Funding is dependent on caseload as well as health statistics like higher teen pregnancy rates and the number of women in need of contraceptive services. Most of these clinics operate in rural areas where patient volume isn’t high due to smaller populations. In almost 40% of Virginia locations, Title X-funded clinics are the main provider of family planning services.

Although there are options for reproductive health care in Virginia, there’s still work to be done. It’s about figuring out what the community needs, Yeatts says, and that can look like accessibility to public transportation, not only having morning clinics or offering a mobile unit for comprehensive family planning in rural areas.

Nationally, it all banks on the diversity of the Title X network.

“When there are fewer grantees in the network, it means patients across the country have fewer access points to care and fewer access points to affordable quality care,” she says, emphasizing the word affordable.

Virginia League for Planned Parenthood never had funding. McElwain attributes it to Virginia’s conservative politics, but even then, the nonprofit notices an increase in need for primary care in Richmond, where almost 30% of residents live below the poverty line.

“We’ve never been in a position where we’re booking a week out,” she says. “Ideally if you’re trying to get access to contraception, you can get it the next day.”

She hopes Virginia League’s new East End location opening in the spring will offset waiting times and expand capacity. It’s adding a second primary care physician and accessibility to public transportation.

Last fall, Virginia launched a pilot program to cover costs of hormonal IUDs and implants for people up to 250% of the federal poverty leve, which equals $53,325 for a family of three. There are five providers in Richmond alone, including Planned Parenthood. Called the Long-Acting Reversible Contraceptives initiative, the program is funded through May in an effort to bridge the gap in birth control access. But it doesn’t include other methods.
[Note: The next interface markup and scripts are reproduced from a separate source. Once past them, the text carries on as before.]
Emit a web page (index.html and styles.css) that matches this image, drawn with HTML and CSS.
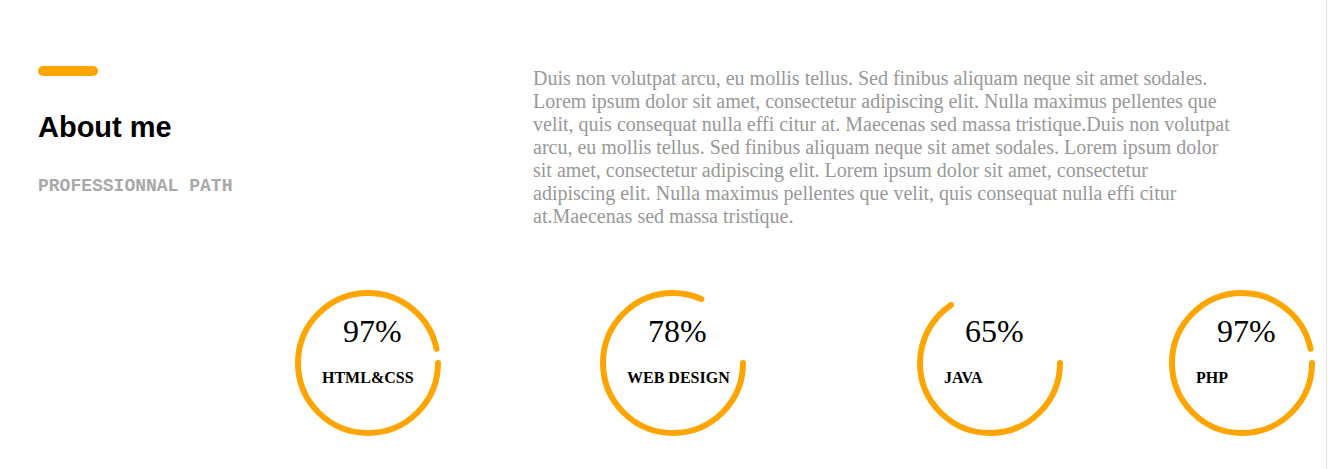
FILE: index.html
```html
<!DOCTYPE html>
<html lang="en">
<head>
<meta charset="utf-8">
<title>About me</title>
<link rel="stylesheet" href="styles.css">
</head>
<body>
<div class="page">
  <section class="about">
    <div class="about-head">
      <div class="accent-bar"></div>
      <h2 class="title">About me</h2>
      <p class="subtitle">PROFESSIONNAL PATH</p>
    </div>
    <p class="about-text">Duis non volutpat arcu, eu mollis tellus. Sed finibus aliquam neque sit amet sodales. Lorem ipsum dolor sit amet, consectetur adipiscing elit. Nulla maximus pellentes que velit, quis consequat nulla effi citur at. Maecenas sed massa tristique.Duis non volutpat arcu, eu mollis tellus. Sed finibus aliquam neque sit amet sodales. Lorem ipsum dolor sit amet, consectetur adipiscing elit. Lorem ipsum dolor sit amet, consectetur adipiscing elit. Nulla maximus pellentes que velit, quis consequat nulla effi citur at.Maecenas sed massa tristique.</p>
  </section>

  <section class="skills">
    <div class="skill">
      <svg class="ring" viewBox="0 0 146 146"><circle cx="73" cy="73" r="70" style="stroke-dasharray: 424.8 500"/></svg>
      <div class="percent">97%</div>
      <div class="label">HTML&amp;CSS</div>
    </div>
    <div class="skill">
      <svg class="ring" viewBox="0 0 146 146"><circle cx="73" cy="73" r="70" style="stroke-dasharray: 358.5 500"/></svg>
      <div class="percent">78%</div>
      <div class="label">WEB DESIGN</div>
    </div>
    <div class="skill">
      <svg class="ring" viewBox="0 0 146 146"><circle cx="73" cy="73" r="70" style="stroke-dasharray: 288 500"/></svg>
      <div class="percent">65%</div>
      <div class="label">JAVA</div>
    </div>
    <div class="skill">
      <svg class="ring" viewBox="0 0 146 146"><circle cx="73" cy="73" r="70" style="stroke-dasharray: 424.8 500"/></svg>
      <div class="percent">97%</div>
      <div class="label">PHP</div>
    </div>
  </section>
</div>
</body>
</html>
```

FILE: styles.css
```css
html, body {
  margin: 0;
  padding: 0;
  background: #ffffff;
}

.page {
  width: 1327px;
  height: 469px;
  border-right: 1px solid #e6e6e6;
  box-sizing: border-box;
  overflow: hidden;
}

.about {
  display: flex;
  padding: 67px 0 0 38px;
}

.about-head {
  width: 495px;
  flex: none;
  margin-top: -1px;
}

.accent-bar {
  width: 60px;
  height: 10px;
  border-radius: 5px;
  background: #ffa500;
}

.title {
  margin: 34px 0 0;
  font-family: "Liberation Sans", Arial, sans-serif;
  font-weight: bold;
  font-size: 29px;
  line-height: 34px;
  color: #000;
}

.subtitle {
  margin: 32px 0 0;
  font-family: "Liberation Mono", "Courier New", monospace;
  font-weight: bold;
  font-size: 18px;
  line-height: 20px;
  color: #a9a9a9;
}

.about-text {
  width: 699px;
  margin: 0;
  font-family: "Liberation Serif", "Times New Roman", serif;
  font-size: 20px;
  line-height: 23px;
  color: #999999;
}

.skills {
  display: grid;
  grid-template-columns: 305px 317px 252px 146px;
  margin: 62px 0 0 295px;
}

.skill {
  position: relative;
  width: 146px;
  height: 146px;
  box-sizing: border-box;
  padding-top: 23px;
  font-family: "Liberation Serif", "Times New Roman", serif;
  color: #000;
}

.ring {
  position: absolute;
  left: 0;
  top: 0;
  width: 146px;
  height: 146px;
}

.ring circle {
  fill: none;
  stroke: #ffa500;
  stroke-width: 6;
  stroke-linecap: round;
}

.percent {
  position: relative;
  padding-left: 48px;
  font-size: 32px;
  line-height: 36px;
}

.label {
  position: relative;
  margin-top: 20px;
  padding-left: 27px;
  font-size: 16px;
  font-weight: bold;
  line-height: 18px;
  white-space: nowrap;
}
```
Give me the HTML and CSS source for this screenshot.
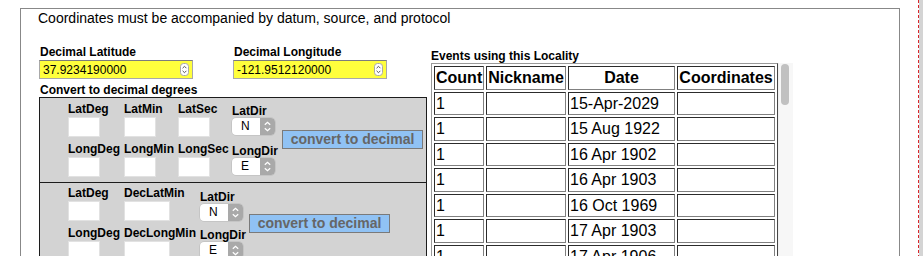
FILE: index.html
```html
<!DOCTYPE HTML>
<html>
  <head>
    <meta charset="utf-8">
    <title>Locality Coordinates</title>
    <link rel="stylesheet" href="styles.css">
  </head>
  <body>
    <div class="page">
      <div class="locbox">
        <p class="note">Coordinates must be accompanied by datum, source, and protocol</p>
        <div class="cols">
          <div class="coords">
            <div class="decrow">
              <div class="field">
                <div class="lbl">Decimal Latitude</div>
                <div class="numbox">
                  <span>37.9234190000</span>
                  <svg class="spin" width="9" height="13" viewBox="0 0 9 13"><rect x="0.5" y="0.5" width="8" height="12" rx="3" fill="#fff" stroke="#a8a8a8"/><path d="M2.6 5.2 L4.5 3.3 L6.4 5.2 M2.6 7.8 L4.5 9.7 L6.4 7.8" fill="none" stroke="#555"/></svg>
                </div>
              </div>
              <div class="field">
                <div class="lbl">Decimal Longitude</div>
                <div class="numbox">
                  <span>-121.9512120000</span>
                  <svg class="spin" width="9" height="13" viewBox="0 0 9 13"><rect x="0.5" y="0.5" width="8" height="12" rx="3" fill="#fff" stroke="#a8a8a8"/><path d="M2.6 5.2 L4.5 3.3 L6.4 5.2 M2.6 7.8 L4.5 9.7 L6.4 7.8" fill="none" stroke="#555"/></svg>
                </div>
              </div>
            </div>
            <div class="lbl subhead">Convert to decimal degrees</div>

            <!-- degrees / minutes / seconds -->
            <div class="convbox dms">
              <div class="cell"><div class="lbl">LatDeg</div><span class="txt"></span></div>
              <div class="cell"><div class="lbl">LatMin</div><span class="txt"></span></div>
              <div class="cell"><div class="lbl">LatSec</div><span class="txt"></span></div>
              <div class="cell dir top">
                <div class="lbl">LatDir</div>
                <div class="popup"><span class="val">N</span><span class="arrows"><svg width="15" height="17" viewBox="0 0 15 17"><path d="M4.8 6.8 L7.5 4.3 L10.2 6.8 M4.8 10.2 L7.5 12.7 L10.2 10.2" fill="none" stroke="#fff" stroke-width="1.3"/></svg></span></div>
              </div>
              <button class="convert">convert to decimal</button>
              <div class="cell"><div class="lbl">LongDeg</div><span class="txt"></span></div>
              <div class="cell"><div class="lbl">LongMin</div><span class="txt"></span></div>
              <div class="cell"><div class="lbl">LongSec</div><span class="txt"></span></div>
              <div class="cell dir">
                <div class="lbl">LongDir</div>
                <div class="popup"><span class="val">E</span><span class="arrows"><svg width="15" height="17" viewBox="0 0 15 17"><path d="M4.8 6.8 L7.5 4.3 L10.2 6.8 M4.8 10.2 L7.5 12.7 L10.2 10.2" fill="none" stroke="#fff" stroke-width="1.3"/></svg></span></div>
              </div>
            </div>

            <!-- degrees / decimal minutes -->
            <div class="convbox ddm">
              <div class="cell"><div class="lbl">LatDeg</div><span class="txt"></span></div>
              <div class="cell"><div class="lbl">DecLatMin</div><span class="txt wide"></span></div>
              <div class="cell dir top">
                <div class="lbl">LatDir</div>
                <div class="popup"><span class="val">N</span><span class="arrows"><svg width="15" height="17" viewBox="0 0 15 17"><path d="M4.8 6.8 L7.5 4.3 L10.2 6.8 M4.8 10.2 L7.5 12.7 L10.2 10.2" fill="none" stroke="#fff" stroke-width="1.3"/></svg></span></div>
              </div>
              <button class="convert">convert to decimal</button>
              <div class="cell"><div class="lbl">LongDeg</div><span class="txt"></span></div>
              <div class="cell"><div class="lbl">DecLongMin</div><span class="txt wide"></span></div>
              <div class="cell dir">
                <div class="lbl">LongDir</div>
                <div class="popup"><span class="val">E</span><span class="arrows"><svg width="15" height="17" viewBox="0 0 15 17"><path d="M4.8 6.8 L7.5 4.3 L10.2 6.8 M4.8 10.2 L7.5 12.7 L10.2 10.2" fill="none" stroke="#fff" stroke-width="1.3"/></svg></span></div>
              </div>
            </div>
          </div>

          <div class="events">
            <div class="lbl">Events using this Locality</div>
            <div class="scroller">
              <table class="evtable">
                <thead>
                  <tr>
                    <th class="c-count">Count</th>
                    <th class="c-nick">Nickname</th>
                    <th class="c-date">Date</th>
                    <th class="c-coord">Coordinates</th>
                  </tr>
                </thead>
                <tbody>
                  <tr><td>1</td><td></td><td>15-Apr-2029</td><td></td></tr>
                  <tr><td>1</td><td></td><td>15 Aug 1922</td><td></td></tr>
                  <tr><td>1</td><td></td><td>16 Apr 1902</td><td></td></tr>
                  <tr><td>1</td><td></td><td>16 Apr 1903</td><td></td></tr>
                  <tr><td>1</td><td></td><td>16 Oct 1969</td><td></td></tr>
                  <tr><td>1</td><td></td><td>17 Apr 1903</td><td></td></tr>
                  <tr><td>1</td><td></td><td>17 Apr 1906</td><td></td></tr>
                  <tr><td>1</td><td></td><td>18 Apr 1906</td><td></td></tr>
                  <tr><td>1</td><td></td><td>19 May 1935</td><td></td></tr>
                </tbody>
              </table>
              <div class="scrollbar"><div class="thumb"></div></div>
            </div>
          </div>
        </div>
      </div>
    </div>
  </body>
</html>
```

FILE: styles.css
```css
body
{
    margin: 0;
    background-color: #d4d4d4;
    font-family: "Liberation Sans", Arial, sans-serif;
    color: #000;
}
.page
{
    width: 919px;
    min-height: 300px;
    background-color: white;
    border-right: 1px dashed #d9262b;
    padding: 8px 0 0 20px;
    box-sizing: border-box;
}
.locbox
{
    width: 880px;
    height: 320px;
    border: 1px solid #888;
    box-sizing: border-box;
}
.note
{
    margin: 1px 0 0 17px;
    font-size: 14px;
    line-height: 16px;
}
.lbl
{
    font-size: 12px;
    line-height: 14px;
    font-weight: bold;
    white-space: nowrap;
}

/* two columns: coordinate entry and events table */
.cols
{
    display: flex;
    gap: 4px;
    margin: 19px 0 0 18px;
}
.coords { width: 388px; }
.decrow { display: flex; }
.field { width: 196px; }
.field .lbl { padding-left: 1px; }
.numbox
{
    display: flex;
    align-items: center;
    justify-content: space-between;
    width: 154px;
    height: 19px;
    margin-top: 1px;
    padding: 0 3px 0 3px;
    box-sizing: border-box;
    background-color: #ffff3c;
    border: 1px solid #a9a9a9;
    border-top-color: #7d7d7d;
    font-size: 12px;
}
.spin { display: block; }
.subhead { margin-top: 4px; padding-left: 1px; }

.convbox
{
    display: grid;
    grid-template-rows: 35px 35px;
    row-gap: 5px;
    padding: 4px 3px 5px 28px;
    background-color: #d3d3d3;
    border: 1px solid #1c1c1c;
}
.convbox.dms { grid-template-columns: 56px 54px 54px 50px auto; }
.convbox.ddm
{
    grid-template-columns: 56px 76px 49px auto;
    border-top: none;
    padding-top: 3px;
}
.cell .txt
{
    display: block;
    width: 32px;
    height: 20px;
    margin-top: 1px;
    box-sizing: border-box;
    background-color: white;
    border: 1px solid #e2e2e2;
}
.cell .txt.wide { width: 46px; }
.cell.dir { padding-top: 2px; }
.ddm .cell.dir.top { padding-top: 4px; }
.popup
{
    display: flex;
    width: 43px;
    height: 17px;
    border-radius: 4px;
    overflow: hidden;
    background-color: white;
    box-shadow: 0 0 0 0.5px #b8b8b8;
    font-size: 12px;
    line-height: 17px;
}
.popup .val { flex: 1; padding-left: 9px; }
.popup .arrows
{
    width: 15px;
    background-color: #a9a9a9;
}
.popup svg { display: block; }
.convert
{
    grid-row: 1 / 3;
    align-self: center;
    width: 141px;
    height: 19px;
    padding: 0;
    margin: 0;
    background-color: #90c2f4;
    border: 1px solid #7a7a7a;
    color: #666;
    font-family: "Liberation Sans", Arial, sans-serif;
    font-size: 14px;
    font-weight: bold;
    line-height: 17px;
}
.dms .convert { grid-column: 5; }
.ddm .convert { grid-column: 4; }

/* events */
.events { padding-top: 4px; }
.scroller
{
    display: flex;
    height: 260px;
    overflow: hidden;
}
table.evtable
{
    width: 347px;
    table-layout: fixed;
    border-spacing: 2px;
    border-width: 1px;
    border-style: outset;
    border-color: #9a9a9a;
    align-self: flex-start;
    font-size: 16px;
}
table.evtable th,
table.evtable td
{
    box-sizing: border-box;
    border-width: 1px;
    border-style: inset;
    border-color: #808080;
    padding: 1px;
    line-height: 19.5px;
    white-space: nowrap;
    overflow: hidden;
}
table.evtable td { text-align: left; }
.c-count { width: 50px; }
.c-nick { width: 80px; }
.c-date { width: 107px; }
.c-coord { width: 98px; }
.scrollbar
{
    width: 14px;
    background-color: #f7f7f7;
    border-left: 1px solid #f0f0f0;
}
.thumb
{
    width: 8px;
    height: 41px;
    margin: 1px 0 0 2px;
    border-radius: 4px;
    background-color: #c1c1c1;
}
```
Yeatts reassures that women can still access low- to no-cost birth control at other Title X Family Planning Clinics, and in Richmond, Planned Parenthood and Health Brigade continue providing those services.

“We’re going to see unintended pregnancy rates go up, we’re going to see STD rates go up, HIV rates go up. This is a little bit of a public health disaster,” McElwain says of the regulations. “But we’re going to do our best to be here, no matter what, for all the folks that rely on us.”